Menin told her and the other distraught parents to rest assured that the community board would not remain “silent” on D.O.E.’s recent decisions.
Mulgrew said D.O.E. should focus on finding district seats for all public school students before worrying about screened versus unscreened schools. The U.F.T. president took a more neutral stance on charter schools. While the fundamental concept of charter schools is sound, he said, many of them are not working, and some are wrongly casting aside special-needs students who underperform on standardized tests.
“You can’t just open charter schools and not give them support and help in instruction,” said Mulgrew.
Growing class sizes have become widespread across the city, Mulgrew reported, and the U.F.T. has taken legal action to try to mitigate the problem. The union sued D.O.E. early last year for failing to allocate more than $760 million that the department secured from the state since 2007 purportedly to reduce class sizes. The case is currently pending in State Supreme Court.
“The class size at every grade in every level has increased dramatically since the money was sent here,” Mulgrew said. “It’s inexcusable.”
Mulgrew also noted that larger classes are making it more difficult for public school teachers to do their jobs effectively.
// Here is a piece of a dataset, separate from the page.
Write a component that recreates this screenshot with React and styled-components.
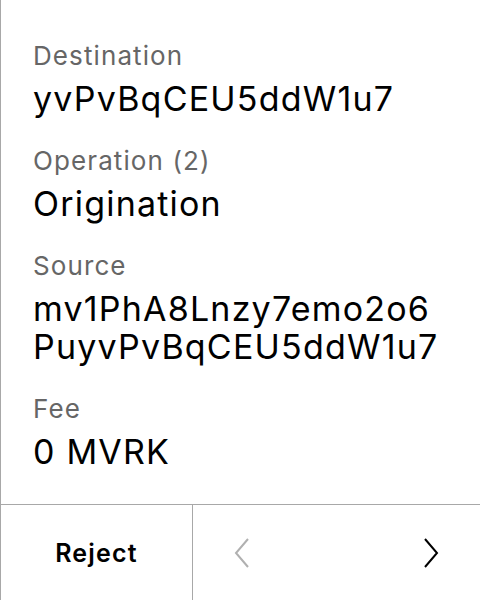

D.O.E. did away with its Teaching and Learning Division, thereby no longer offering teachers the structure and support they need.
“Teaching and learning in the classroom is the fundamental main piece we should all be concentrating on,” said Mulgrew. “It saddens me — it makes me feel the administration is getting to the point where it’s pathetic.”
Paul Hovitz, chairperson of the C.B. 1 Youth and Education Committee, remarked that teachers spend “inordinate” amounts of time on test preparation.
“How can we re-create a well-balanced education for our children?” he asked Mulgrew.
The solution, in part, Mulgrew said, is to modify the city’s student progress report system, which now hinges on English and math test score results. Harvard University recently audited the state’s system, he said, and concluded that the progress reports are useless.
Mulgrew worked with David Steiner, commissioner of the state Education Department, to craft the state’s application for the federal Race to the Top program, with the aim of using the funds to focus on a more well-rounded curriculum, rather than merely teach to standardized tests.
Mulgrew said “real learning” doesn’t happen when teachers simply try and drill students to memorize facts for a test.